KINGSTON, R.I. – May 7, 2009 – Somravanh Litthisack readily admits that she didn’t have the usual college experience. She didn’t live on campus, pledge a sorority or participate in extracurricular activities.

Yet as she prepares to graduate from the University of Rhode Island on May 17, she knows that the atypical path she followed provided unexpected benefits and was the right path for her.

“I was pregnant at 17 but still determined to go to college, and URI was the best option for me,” said Litthisack, 28, who grew up in Providence and Cranston but now resides in Barrington. “I took all my classes at the Providence campus because it was an easier commute and I wasn’t away from my son as much. Because most of the students there were adults who have had more life experiences, the opinions expressed in class were more diverse and it opened up more doors.”

She enrolled full time for two years beginning in 2000, then took off two years to have another child, and later completed her degree part time majoring in human development and family studies.

“I was a parent at such a young age that I had to grow up fast,” Litthisack said. “I needed someone to show me how to access the resources that were available to me. I’m a people person, and now I want to get involved to help others and show them how to get everything from housing to food to clothing.”

While taking care of her sons and holding down a wide variety of part-time jobs, Litthisack made sure that community service was a key component of her education. A poverty class introduced her to homeless shelters and soup kitchens, where she spent many hours as a volunteer.

“The classes that provide these experiences outside of class were especially helpful and meaningful to me,” she said. “They never had to push me to visit these agencies. It gave me a chance to give back to the community and provided a sense of selflessness.”

As a volunteer at Asa Messer Elementary School in Providence, Litthisack served as a mentor to students, working with them in groups on math and other subjects and building a bond.

“I was a little apprehensive at first because it wasn’t in the best area of Providence, and I didn’t know what to expect,” she said. “But the thirst for knowledge that those kids have is great; they wanted to learn so much. It was amazing to see that.”

During her final semester at URI, Litthisack interned at Prevent Child Abuse of Rhode Island, a national organization that builds awareness about child abuse. She helped in developing the Strengthening Families of Rhode Island initiative to train child care center workers and parental involvement groups about the signs of child abuse and how to keep parents and children engaged.
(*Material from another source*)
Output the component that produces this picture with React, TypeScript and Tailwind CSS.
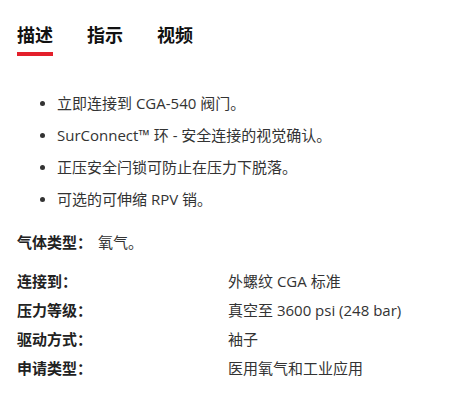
import React from "react";

const font = { fontFamily: '"Open Sans", "Noto Sans CJK SC", sans-serif' };

export default function App() {
  const bullets = [
    "立即连接到 CGA-540 阀门。",
    "SurConnect™ 环 - 安全连接的视觉确认。",
    "正压安全闩锁可防止在压力下脱落。",
    "可选的可伸缩 RPV 销。",
  ];
  const rows: [string, string][] = [
    ["连接到：", "外螺纹 CGA 标准"],
    ["压力等级：", "真空至 3600 psi (248 bar)"],
    ["驱动方式：", "袖子"],
    ["申请类型：", "医用氧气和工业应用"],
  ];
  return (
    <div className="w-[462px] h-[400px] bg-white pl-[17px] pt-[23px] text-[#333]" style={font}>
      <div className="flex gap-[34px]">
        <div className="flex flex-col">
          <span className="text-[18px] leading-[24px] font-bold text-[#111]">描述</span>
          <span className="mt-[5px] h-[4px] w-[36px] bg-[#e3202b]" />
        </div>
        <span className="text-[18px] leading-[24px] font-bold text-[#111]">指示</span>
        <span className="text-[18px] leading-[24px] font-bold text-[#111]">视频</span>
      </div>
      <ul className="mt-[31px] flex flex-col">
        {bullets.map((b) => (
          <li key={b} className="flex items-center h-[32px] text-[15px]">
            <span className="ml-[23px] w-[5px] h-[5px] rounded-full bg-[#333]" />
            <span className="ml-[12px]">{b}</span>
          </li>
        ))}
      </ul>
      <div className="mt-[15px] flex items-center h-[24px] text-[15px]">
        <span className="font-bold text-[#222]">气体类型：</span>
        <span className="ml-[6px]">氧气。</span>
      </div>
      <div className="mt-[13px] flex flex-col">
        {rows.map(([k, v]) => (
          <div key={k} className="flex items-center h-[29px] text-[15px]">
            <span className="w-[211px] font-bold text-[#222]">{k}</span>
            <span>{v}</span>
          </div>
        ))}
      </div>
    </div>
  );
}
While the depressed economy is making her job search difficult, Litthisack is optimistic she will find a position where she can use her own experiences as a young parent to help families in need.

“I really want to make a difference to people,” she said. “And I want my children to see that they can have a positive impact on someone’s life. I want to be able to wake up in the morning and feel good that I have done something good for another family.”